Team Katusha Alpecin
Katusha came into the race almost dry in wins, with the recent news of Kittel leaving the team, and results were far and few, a repetition of 2018. To the race came Ilnur Zakarin leading, he gave good signs before the race and overall, he saved it for the Russians. A stage win and Top10, I think Zakarin and the team acomplished their goal, their season has been quite hard and Zakarin's (and Zabel in Yorkshire) was a needed breath of fresh air. After his win Zakarin was thought to have potential to come to Verona better, but he was strong in the final week and managed to regain his place in the best riders. Outside of him, not much to show, but the team was severely hampered by crashes in the first week so I can give them a break, their race was decent for normal standards.
In Sunweb came another sad story. Dumoulin's crash in the first week was a highlight, at this point Sam Oomen showed he was far from the form that got him in the Top10 the past year, despite getting a good GC after a successful break, he didn't improve and latter abandoned the race. The team brought out a full climbing setup ready to support the Dutch, but with Power and Vervaeke also having to abandon it was hard for the team to catch a break. They tried later on the race with only 4 riders in but failed to succeed, until the final day where Chad Haga took a super win in Verona which at least meant they'd leave the race with something in the bag. There isn't much to say about them, their two leaders couldn't finish the race, they were left with no direction to follow and struggled to get that stage win.
Trek - Segafredo
Trek was one of the surprises of the race in my opinion. It isn't the first time Bauke Mollema finishes high up in the standings of a Grand Tour, but it had been two years since the last successful GC stint, and he seemed to have become more of a classics/breakaway type of rider, which suited his skillset better. Still the team came here with big ambitions, and since day one he showed himself very strong, the time-trials of his were brilliant, and he was very consistent in the mountains, his final 5th place shows it. Stage 13 was a brilliant set up by Trek, which that day really set Mollema into the GC fight, cause it gave him a big buffer over his rivals which he then managed to control. Conci and Brambilla were good support, but what to say of Ciccone. He's only 24 but he's shown to be one that suits the Giro's climbing features like a glove, he is a diesel engine, suited for brutal stages, he absolutely dominated the mountains classification, almost wore the jersey throughout the entire race, won an epic stage, and also was a constant in the breakaways and supported Mollema over the mountains. He was worth gold in this race, head on the target but had plenty of room to achieve more than just the Maglia Azurra.
UAE Team Emirates
Finally the last team is the Emirates, and this one was another of the race's highlights. First Gaviria's stage win, that came via the relegation of Viviani, but looking back at that sprint the Colombian was mightily impressive. He abandoned the race soon, but there was plenty of success, with a team low on climbing references, they made the most out of it, first getting Valerio Conti in the pink jersey and keeping it for several stages, before in a genius tactic do the same with Jan Polanc who wore pink for another set of days. The team led the race for 8 days which was huge for them as it was far from their best squad, Jan Polanc almost managed to keep onto his precious result, only in the last day did he truly suffer but still finished 15th in the overall which is quite good. From them, I got the feeling of an immensely motivated team who did great, and made the most out of what they had, before going to the Tour with a team that can get those results without that same luck.
Team Performance Rating
10 - Movistar, Androni, Trek, UAE
9 - Bora, Nippo
8 - Bahrain
7 - AG2R, Astana, Lotto Soudal, INEOS, Jumbo-Visma
6 - Bardiani, EF, Groupama, Katusha
5 - Israel
4 - CCC, Mitchelton
3 - Deceuninck, Sunweb
2 - Dimension Data
So how did my predictions before the race go?

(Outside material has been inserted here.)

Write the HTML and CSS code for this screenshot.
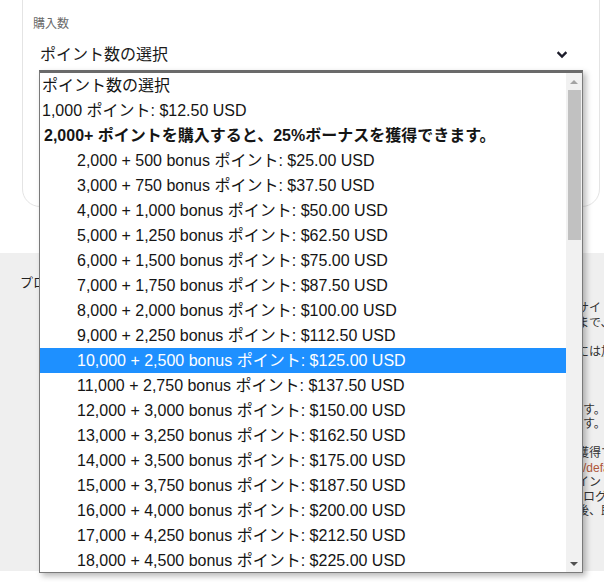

⭐ Landa, Carapaz, Jungels, Zakarin, Pozzovivo, Formolo
Needless to say Dumoulin's falter, Yates' disapointment, Roglic was high up there but that is what everyone claimed anyway. Nibali and Lopez were super in the climbs, but they had different stories on how they couldn't achieve their goals. On 1 start is the Movistar duo, I wasn't expecting such an outbreak but they really did perfect, Pozzovivo wasn't focused on GC and Formolo cracked, Jungels was fatigued, Zakarin was good but inconsistent. With Majka, Mollema and Zakarin in the Top10 it was one where inconsistent riders had their saying.
⭐ Nizzolo, Modolo, Dumoulin, Roglic, Cimolai
Only Ackermann and Dèmare made it to Verona, I wasn't expecting Ackermann's dominance in the sprints, and Dèmare's comeback. Viviani was pure disapointment, he wanted to have made it till the end but had no reason to at a point, Gaviria and Ewan didn't finish the race but they could've been up there.
⭐ Brambilla, Cattaneo, Conti, Ulissi, de Gendt, MA.Lopez, Formolo
Ciccone, Masnada and Nieve were there as expected, I though Trek wanted a different rider on it but Mollema did perfect, Ciccone was left with the duty and killed it. Majka also went for the GC and it worked out, neglecting the KOM instead, but a risk well worth it.
⭐ Sivakov, O'Connor, Carthy
Well even with the bad luck, only crashes could take this one from Lopez, Hart and Oomen didn't finish the race, it was up to Sivakov to challenge Lopez, and Carthy, if he managed to have a good stage to Lago Serrù he could've also been in the fight to take it.
So to close of this chapter I have to say, I loved this Giro. Having the climbers fighting for the win, having agressive attacked racing on high mountains, massive days in the Alps, this is what the Giro gives to cycling that no other race does (at this level), the Italian's passion, although sometimes exagerated, is one of the driving forces in cycling, and it's a race that every year gives reasons to fall in love with. I think this will have been the best Grand Tour of the year, the Vuelta maybe but I see no way the Tour will have as much spectacle, surprise and suspense.
It was a pleasure to write about it, and I hope to be back next year to write about the next edition, a big thank you to all my readers!